Case Study: Merger Integration
Integrating an acquired company
Medium ($747,000,000 annual revenue)
Technology (business support solutions provider)
Integrating an Acquired Company
Situation: Research overwhelmingly demonstrates the ineffectiveness of acquiring companies in capturing financial synergies when integrating new acquisitions. Estimates are that between 50–75% of acquired companies fail to achieve pre-acquisition financial targets. A technology company specializing in providing business solution support (primarily to the cable industry) acquired a company with proprietary technology that could increase the service and solution offerings to existing clients. The management team of the acquiring company wanted to ensure that they would not be another M&A statistic.
Process: The CEO engaged Myron Beard Executive Consulting (MBEC) to assist in the integration of a newly acquired company. MBEC met with the acquiring company’s management team to better understand both companies and the challenges facing integration. MBEC created an integration plan including the following processes:
The MBEC Difference
The parent company was able to completely and successfully integrate the acquired company. Within one year, the acquired company’s services were responsible for significant new revenue.

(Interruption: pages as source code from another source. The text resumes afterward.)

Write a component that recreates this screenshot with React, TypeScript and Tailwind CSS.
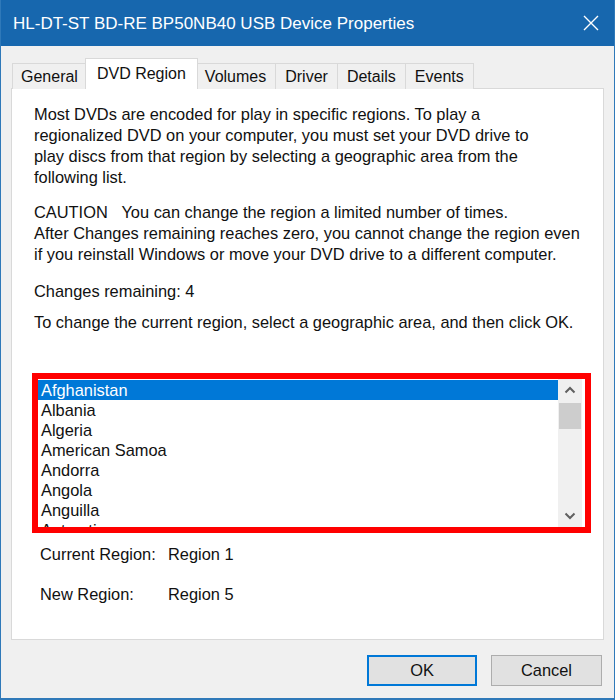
import React from "react";

const tabs = ["General", "DVD Region", "Volumes", "Driver", "Details", "Events"];

const countries = [
  "Afghanistan",
  "Albania",
  "Algeria",
  "American Samoa",
  "Andorra",
  "Angola",
  "Anguilla",
  "Antarctica",
];

function ChevronUp() {
  return (
    <svg width="12" height="8" viewBox="0 0 12 8" fill="none">
      <path d="M1.5 6.5 L6 2 L10.5 6.5" stroke="#606060" strokeWidth="2" />
    </svg>
  );
}

function ChevronDown() {
  return (
    <svg width="12" height="8" viewBox="0 0 12 8" fill="none">
      <path d="M1.5 1.5 L6 6 L10.5 1.5" stroke="#606060" strokeWidth="2" />
    </svg>
  );
}

export default function App() {
  const font = { fontFamily: '"Liberation Sans", Arial, sans-serif' };
  return (
    <div
      className="w-[615px] h-[700px] bg-[#f0f0f0] border-x border-b-2 border-[#2f79b9] flex flex-col overflow-hidden text-[#111]"
      style={font}
    >
      {/* title bar */}
      <div className="h-[46px] shrink-0 bg-[#1767ae] flex items-center justify-between pl-[13px] pr-[16px] -mx-px">
        <span className="text-white text-[17px] leading-none">
          HL-DT-ST BD-RE BP50NB40 USB Device Properties
        </span>
        <svg width="16" height="16" viewBox="0 0 16 16">
          <path d="M1 1 L15 15 M15 1 L1 15" stroke="#ffffff" strokeWidth="1.4" />
        </svg>
      </div>

      {/* tab strip */}
      <div className="mt-[12px] ml-[11px] h-[31px] flex items-end relative z-10">
        {tabs.map((t) => {
          const active = t === "DVD Region";
          return active ? (
            <div
              key={t}
              className="h-[31px] -mx-[2px] px-[11px] bg-white border border-b-0 border-[#d9d9d9] flex items-center text-[16px] relative z-10"
            >
              {t}
            </div>
          ) : (
            <div
              key={t}
              className="h-[26px] px-[9px] bg-[#f0f0f0] border border-b-0 border-[#d9d9d9] -ml-px first:ml-0 first:px-[8px] flex items-center text-[16px]"
            >
              {t}
            </div>
          );
        })}
      </div>

      {/* page */}
      <div className="mx-[10px] -mt-px h-[552px] bg-white border border-[#d9d9d9] flex flex-col text-[16.4px]">
        <div className="pl-[22px] pt-[15px] leading-[21px]">
          <p>
            Most DVDs are encoded for play in specific regions. To play a
            <br />
            regionalized DVD on your computer, you must set your DVD drive to
            <br />
            play discs from that region by selecting a geographic area from the
            <br />
            following list.
          </p>
          <p className="mt-[14px]">
            CAUTION&nbsp;&nbsp;&nbsp;You can change the region a limited number of times.
            <br />
            After Changes remaining reaches zero, you cannot change the region even
            <br />
            if you reinstall Windows or move your DVD drive to a different computer.
          </p>
          <p className="mt-[16px]">Changes remaining: 4</p>
          <p className="mt-[10px]">
            To change the current region, select a geographic area, and then click OK.
          </p>
        </div>

        {/* region list */}
        <div className="mt-[40px] ml-[20px] w-[559px] h-[160px] border-[6px] border-[#ff0000] bg-white">
          <div className="h-full flex">
            <div className="flex-1 overflow-hidden pt-px">
              {countries.map((c, i) => (
                <div
                  key={c}
                  className={
                    "h-[20px] pl-[3px] flex items-center leading-none " +
                    (i === 0 ? "bg-[#0078d7] text-white" : "")
                  }
                >
                  {c}
                </div>
              ))}
            </div>
            <div className="w-[24px] bg-[#f0f0f0] flex flex-col items-center mr-[3px]">
              <div className="h-[22px] flex items-center justify-center">
                <ChevronUp />
              </div>
              <div className="w-[22px] h-[26px] mt-[2px] bg-[#cdcdcd]" />
              <div className="flex-1" />
              <div className="h-[22px] flex items-center justify-center">
                <ChevronDown />
              </div>
            </div>
          </div>
        </div>

        <div className="ml-[28px] mt-[11px] leading-[21px]">
          <div className="flex">
            <span className="w-[128px]">Current Region:</span>
            <span>Region 1</span>
          </div>
          <div className="flex mt-[19px]">
            <span className="w-[128px]">New Region:</span>
            <span>Region 5</span>
          </div>
        </div>
      </div>

      {/* buttons */}
      <div className="flex justify-end gap-[14px] pr-[12px] mt-[15px]">
        <button className="w-[110px] h-[31px] bg-[#e1e1e1] border-2 border-[#0078d7] text-[16.4px]">
          OK
        </button>
        <button className="w-[111px] h-[31px] bg-[#e1e1e1] border border-[#adadad] text-[16.4px]">
          Cancel
        </button>
      </div>
    </div>
  );
}
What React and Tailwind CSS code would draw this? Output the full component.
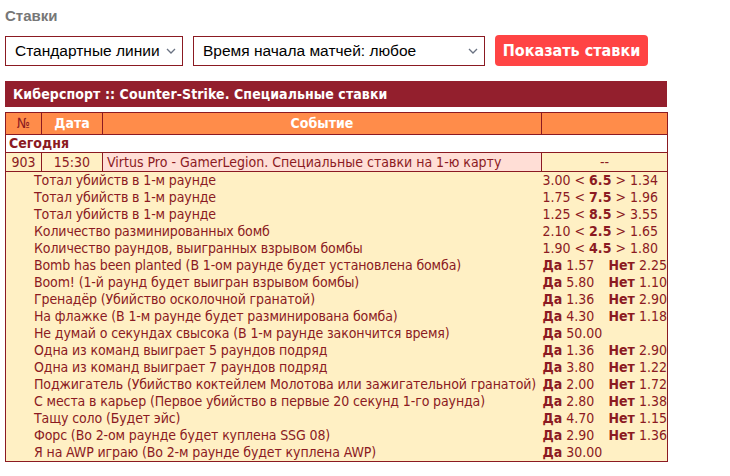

- Understanding the new company: During the M&A process, it is critical to understand the degree of integration required. In some cases, the acquired business should stay as a stand-alone because of different products, services, customers, or markets. Some acquisitions should be fully integrated because of their complementarity to the parent company in products, services, customers, or markets. Finally, some acquisitions should be a hybrid, with some back-office functions consolidated but operations and sales remaining independent. MBEC interviewed principal individuals in both companies, reviewed business plans, and reviewed services and markets to get a better understanding of the acquired business. On the basis of this review, it was determined that the acquired company would be fully integrated into the parent company and become a complementary service line to the existing company services.
- Establishing the Integration Office: The creation of an “Integration Office” is a pre-requisite to beginning any integration activities. This office creates expectations and a roadmap for the integration, grants authority and empowers, establishes reporting processes, and is responsible for project management. The Integration Office oversees all aspects of the integration and reports to senior management. In working with management, MBEC helped identify a small group of cross-company experts to establish the office.
- Creating an integration team: The Integration Office then worked with the various organizational functions to identify Integration Leads to help with the actual implementation (e.g., legal, HR, finance, etc.). This team held an offsite meeting, facilitated by MBEC, to begin the process of understanding the acquired company and identifying high-level synergies and consolidation opportunities. The emphasis was on making major integration decisions and implementing them in the first 100 days.
- Establishing functional plans: MBEC facilitated training of each function to help identify areas for consolidation and how to create project plans for implementation. This training included how to work a project plan and also laid the groundwork for developing a master Merger Integration Plan defining tasks, priorities, assignments, and deadlines.
- Integration implementation: In conjunction with the Integration Office, MBEC facilitated daily, and then weekly, meetings to review each function’s progress on integrating their piece of the project. Deadlines and milestones were established and MBEC helped individuals and Integration Leads remove roadblocks and barriers to implementation. In addition, in conjunction with the Integration Office, MBEC facilitated reports to senior management of the combined organizations. A master scorecard was developed to monitor progress and create integration reports and updates.
Outcome: During the first three months, all major integration decisions were made and project plans were put in place for implementation. Over a nine-month period, the parent company was able to completely and successfully integrate the acquired company. The new management team consisted of a mixture of prior parent company executives, with some executives from the acquired company. Within one year, the services of the acquired company were being offered to existing customers of the parent company and these new services were responsible for significant new revenue.